Will a dash cam help your insurance claim?
In a bid to protect themselves, drivers are turning to dash cams. But how useful is the footage? Is it rock-solid evidence for your insurance company?
Answer: Insurance companies, like RACQ, say dash cam footage can be used for claims but insist it isn’t a necessity. If the footage is available and offered up it will be considered. But won’t necessarily make or break your case.
Investigations are carried out so that insurance companies can get to the bottom of why a collision occurred. The footage might show what happened but not the lead up to or the why, which is the fundamental issue when deciding who is at fault. The footage might not also show the entire event: if your dash cam is pointing forwards and you’re hit side-on, it may only capture a portion of the incident.

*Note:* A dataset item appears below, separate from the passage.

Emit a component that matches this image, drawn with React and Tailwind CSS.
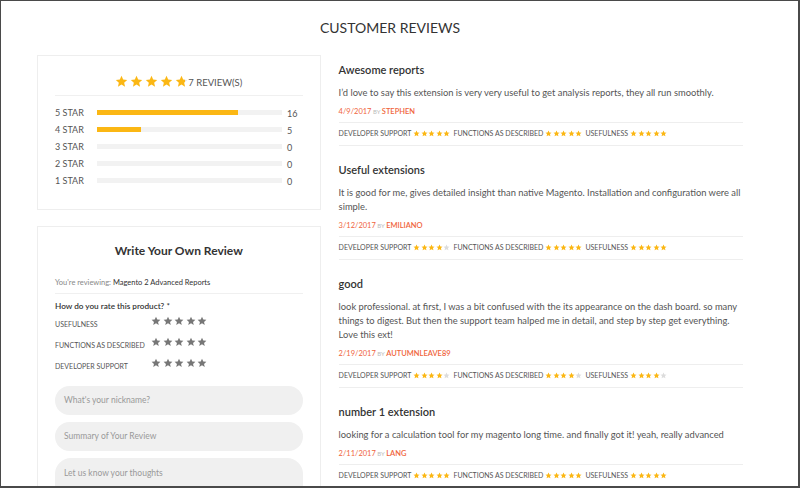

Police also say they’ve considered dash cam footage in the past when investigating a traffic incident. But any dash cam footage is only part of their investigation.
The advice from the experts? Instead of relying solely on the dash cam to capture the moment, stick to the basics. Make sure you record all relevant details of the crash and other drivers, get eye witness accounts, take photos and file police reports. These are your true and trusted methods, and the information most valued by your insurer.
Things to take note of:
- Motorists need to ensure their dash cam doesn’t obstruct their view and that they’re not touching it while driving. If you’re distracted from the road because you’re pressing record or changing the position of the camera, you could be accused of driving without due care and attention, or driving while not having proper control of the vehicle.
- Dash cams utilise loop recording. This means they’re constantly taping over the oldest footage stored. So, if you’re planning on keeping vision for an insurance claim make sure you save it before it’s deleted.
- Dash cams vary in the way they operate and in price. Consider what you want if you do plan on buying one. You can nab a bargain at about $60 for the cheapest type, to in excess of $300 for more advanced models. Some have night and sound recording capabilities, others front and back facing cameras and a few are GPS enabled, taking account of where the bingle occurs.